Calibration 2: Judicial Definition of "Hostilities" (Judicial Clarification)

What It Changes: Establish a statutory definition of "hostilities" in 50 U.S.C. § 1543(c), replacing executive discretion with objective criteria enforceable by federal courts.

Implementation Authority: Congress defines the term statutorily; federal courts enforce the definition through member-of-Congress standing provisions.

Structural Repair: The War Powers Resolution's effectiveness collapses on the question of what constitutes "hostilities." Executives have argued that operations involving drone strikes, cyberattacks, and sustained airstrikes do not qualify, rendering the Resolution a dead letter in modern conflict.

This Calibration defines "hostilities" to include: (1) any offensive use of military force against a foreign state or non-state actor; (2) any operation in which U.S. forces are deployed into an area of active armed conflict; (3) any sustained military operation exceeding 72 hours. This definition removes executive interpretive control and makes the trigger mechanism objective.

To ensure enforcement, the amendment grants any member of Congress standing to file suit in the D.C. Circuit for declaratory judgment that an operation constitutes hostilities, triggering the Resolution's clock. Courts would apply the statutory definition, not defer to executive claims. This breaks the executive monopoly on defining the factual predicate of its own constraint.

Calibration 3: State-Level War Powers Accountability (Federalism Backstop)

What It Changes: State legislatures pass statutes prohibiting state National Guard units from deploying overseas for undeclared wars lasting beyond 60 days without state legislative approval.

Implementation Authority: State legislatures, exercising authority over their National Guard units under the Militia Clauses (Art. I, §§ 8, 15-16) and 32 U.S.C. § 109.

Structural Repair: The National Guard comprises roughly 40% of military deployments in extended conflicts. While the President can federalize Guard units under Title 10, states retain concurrent authority over units in Title 32 status and can refuse to voluntarily provide forces for operations lacking congressional authorization.

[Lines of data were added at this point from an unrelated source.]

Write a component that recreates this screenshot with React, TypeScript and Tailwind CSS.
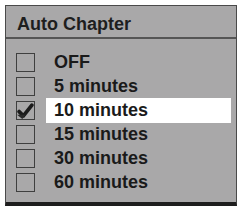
import React from 'react';

const options = ['OFF', '5 minutes', '10 minutes', '15 minutes', '30 minutes', '60 minutes'];
const selected = '10 minutes';

function CheckBox({ checked }: { checked: boolean }) {
  return (
    <div className="relative w-[19px] h-[19px] border-[1.5px] border-[#3f3f3f] shrink-0 overflow-hidden">
      {checked && (
        <svg viewBox="0 0 16 16" className="absolute inset-0 w-full h-full">
          <path d="M2 9 L6 13 L14 3" fill="none" stroke="#1c1c1c" strokeWidth="3.5" strokeLinecap="round" strokeLinejoin="round" />
          <path d="M0 12 L5 16 L8 12 Z" fill="#2a2a2a" />
        </svg>
      )}
    </div>
  );
}

export default function App() {
  return (
    <div className="w-[242px] h-[206px] bg-white pt-[5px] pl-[5px]" style={{ fontFamily: '"Liberation Sans", Arial, sans-serif' }}>
      <div className="w-[232px] h-[201px] bg-[#a9a8a9] border-t border-l border-r border-[#4a4a4a] border-b-[4px] border-b-[#1e1e1e] flex flex-col">
        <div className="h-[33px] pl-[11px] pt-[8px] text-[18px] leading-[20px] font-bold text-[#1e1e1e] border-b-2 border-[#555]">
          Auto Chapter
        </div>
        <div className="flex flex-col pt-[11px]">
          {options.map((o) => (
            <div key={o} className="h-[24px] flex items-center pl-[10px]">
              <CheckBox checked={o === selected} />
              <div
                className={
                  o === selected
                    ? 'ml-[11px] mr-[5px] flex-1 h-[25px] bg-white pl-[8px] flex items-center text-[18px] font-bold text-[#1a1a1a]'
                    : 'ml-[11px] mr-[5px] flex-1 h-[25px] pl-[8px] flex items-center text-[18px] font-bold text-[#1a1a1a]'
                }
              >
                {o}
              </div>
            </div>
          ))}
        </div>
      </div>
    </div>
  );
}
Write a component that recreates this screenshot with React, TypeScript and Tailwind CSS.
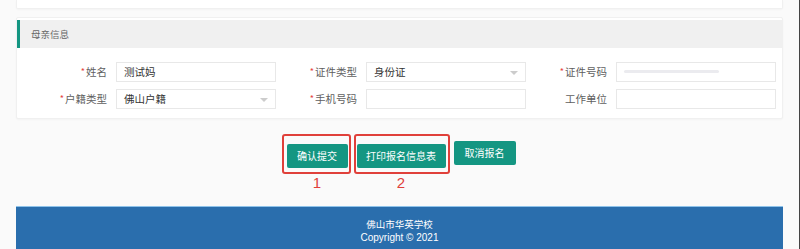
const font = { fontFamily: '"Noto Sans CJK SC", "Noto Sans", sans-serif' };

type Field = {
  label: string;
  required?: boolean;
  value?: string;
  select?: boolean;
  blurred?: boolean;
};

const fields: Field[] = [
  { label: "姓名", required: true, value: "测试妈" },
  { label: "证件类型", required: true, value: "身份证", select: true },
  { label: "证件号码", required: true, blurred: true },
  { label: "户籍类型", required: true, value: "佛山户籍", select: true },
  { label: "手机号码", required: true },
  { label: "工作单位" },
];

const FieldRow = ({ field }: { field: Field }) => (
  <div className="flex items-center">
    <label className="w-[81px] text-right text-[10.5px] text-[#606060] leading-none">
      {field.required && <span className="text-[#e64340] text-[9px] align-top mr-[1px]">*</span>}
      {field.label}
    </label>
    <div className="ml-[9px] relative h-[20px] w-[160px] border border-[#e8e8e8] bg-white flex items-center px-[7px] text-[10.5px] text-[#333]">
      {field.value}
      {field.blurred && <div className="h-[3px] w-[95px] rounded-full bg-[#ebebef]" />}
      {field.select && (
        <span className="absolute right-[7px] top-[8px] w-0 h-0 border-l-[4px] border-r-[4px] border-t-[4px] border-l-transparent border-r-transparent border-t-[#cccccc]" />
      )}
    </div>
  </div>
);

const Btn = ({ children, w }: { children: string; w: string }) => (
  <button className={`h-[24px] ${w} rounded-[2px] bg-[#149682] text-white text-[10px] leading-none`}>
    {children}
  </button>
);

export default function App() {
  return (
    <div className="w-[800px] h-[249px] overflow-hidden bg-[#fafafa] border-r border-[#444] flex flex-col" style={font}>
      {/* end of previous card */}
      <div className="mx-[16px] h-[9px] bg-white border border-t-0 border-[#f0f0f0] rounded-b-[2px] shadow-[0_1px_2px_rgba(0,0,0,0.03)]" />

      {/* mother info card */}
      <div className="mx-[16px] mt-[8px] h-[104px] bg-white border border-[#f0f0f0] rounded-[2px] shadow-[0_1px_2px_rgba(0,0,0,0.03)]">
        <div className="mt-[2px] h-[28px] bg-[#f0f0f0] border-l-[3px] border-[#149682] flex items-center pl-[11px] text-[9.5px] text-[#666]">
          母亲信息
        </div>
        <div className="grid grid-cols-[250px_250px_250px] gap-y-[7px] pl-[9px] pt-[14px]">
          {fields.map((f) => (
            <FieldRow key={f.label} field={f} />
          ))}
        </div>
      </div>

      {/* actions */}
      <div className="mt-[22px] flex justify-center gap-[8px] pl-[3px]">
        <div className="relative">
          <Btn w="w-[61px]">确认提交</Btn>
          <div className="absolute -left-[5px] -right-[3px] -top-[7px] -bottom-[6px] border-2 border-[#e0403a] rounded-[3px]" />
          <div className="absolute left-0 right-0 top-[34px] text-center text-[15px] leading-none text-[#e0403a]" style={{ fontFamily: '"Liberation Sans", sans-serif' }}>1</div>
        </div>
        <div className="relative ml-[1px]">
          <Btn w="w-[89px]">打印报名信息表</Btn>
          <div className="absolute -left-[3px] -right-[4px] -top-[7px] -bottom-[6px] border-2 border-[#e0403a] rounded-[3px]" />
          <div className="absolute left-0 right-0 top-[34px] text-center text-[15px] leading-none text-[#e0403a]" style={{ fontFamily: '"Liberation Sans", sans-serif' }}>2</div>
        </div>
        <Btn w="w-[62px]">取消报名</Btn>
      </div>

      {/* footer */}
      <div className="mx-[16px] mt-[38px] h-[44px] bg-[#2a6ead] border-t border-[#8fc3ea] text-white leading-[13px] text-center pt-[11px]">
        <div className="text-[9.5px]">佛山市华英学校</div>
        <div className="text-[10px]" style={{ fontFamily: '"Liberation Sans", sans-serif' }}>Copyright © 2021</div>
      </div>
    </div>
  );
}
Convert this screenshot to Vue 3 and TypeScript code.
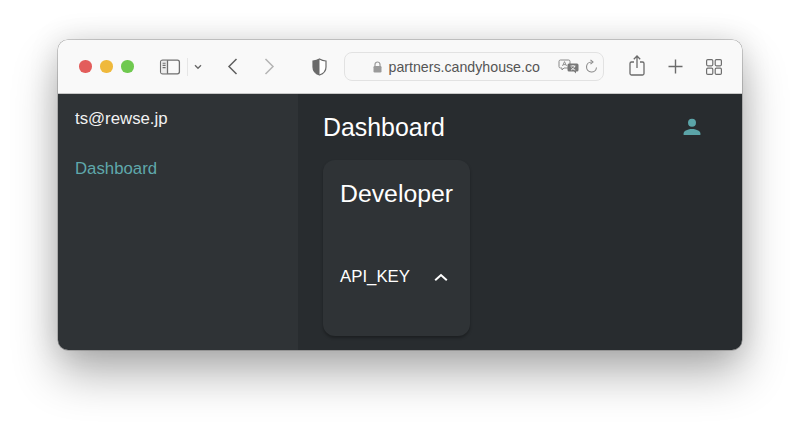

This Calibration creates a federalism-based friction mechanism: if Congress has not authorized an operation beyond 60 days, governors can recall their Guard units or refuse further deployments, creating personnel pressure on the executive to seek proper authorization. The structural change is distributing the constraint beyond the federal legislature, making it harder for the executive to sustain operations solely through inertia.

States such as California and Virginia have already passed statutes limiting Guard deployments to the southern border without state approval—this Calibration extends the principle to foreign wars. It does not prevent the President from using Title 10 forces, but it raises the political and operational cost of circumventing Congress.

Achievability Assessment

Calibration 1 is the most structurally sound but faces the highest political barrier: Congress would have to vote to constrain itself from avoiding votes, and presidents of both parties would oppose ceding default authority.

Calibration 2 is achievable through a coalition of congressional libertarians and progressives skeptical of executive war-making. Defining "hostilities" does not require Congress to oppose any specific war—it simply clarifies the rules. Federal courts have historically been reluctant to adjudicate war powers disputes due to the political question doctrine, but granting statutory standing to members of Congress provides a narrower, more justiciable path.

Calibration 3 can be implemented immediately by state legislatures without federal cooperation and has the lowest barrier to entry. It is the minimum repair: not a full restoration of congressional authority, but a meaningful structural speed bump.

The War Powers Resolution was an attempt to restabilize the constitutional distribution of war powers after Vietnam. Fifty years later, it has become a mechanism for avoiding that distribution entirely. The punt is not the problem—it is the revelation of what the machine has become. These Calibrations do not ask Congress to be braver; they redesign the system so that courage is no longer required for the Constitution to function.